Past work, it would have been Identity Finder by a landslide. Awful UI, awful support, super intrusive, a total pain to administer, just bleh. Glad I was able to wash my hands of that.

Personal stuff, iTunes. I genuinely like the interface (at least on macOS) but it's huge and bloated and doesn't do some of the things I want it to. If they ripped out everything that wasn't related to listening to your personal (local) music library, I'd probably like it quite a bit. I wish it would write metadata to file tags rather than its own database, but I forgo that if it got rid of all the other crap.

4 comments

JIRA definitely comes down to implementation and policy. I've used it in places and it has been amazingly helpful as a developer, to the point I don't know how we did anything before it.. Then going to a place that totally misuses it and causes me to triple-handle everything.

If your company is large and you're looking at JIRA, pay a consultant to come in, set it up for your different teams and train people. It's worth the money, otherwise you won't see the benefit JIRA brings.

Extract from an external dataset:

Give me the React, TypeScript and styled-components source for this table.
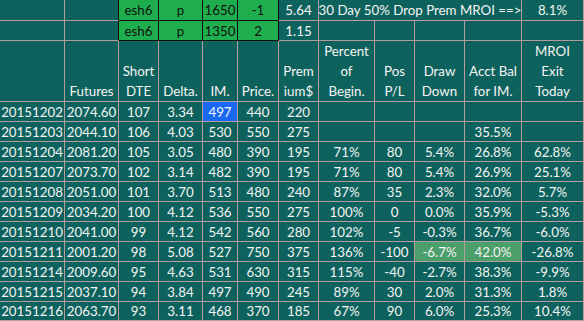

JIRA. OMG. It's really awful. Its UI is cluttered and inconsistent. Search is slow. It's impossible to find things. Markup syntax is horrendous. It's easy to make mistakes and extremely difficult to fix them.
Re: iTunes, I would love a separate Apple Music app for desktop. 95% of the time I open iTunes on desktop it's just to play music. It's cluttered with so much stuff I rarely or never use.
Problem with jira is that there's always multiple ways of doing something and the quickest ones are the least obvious ones.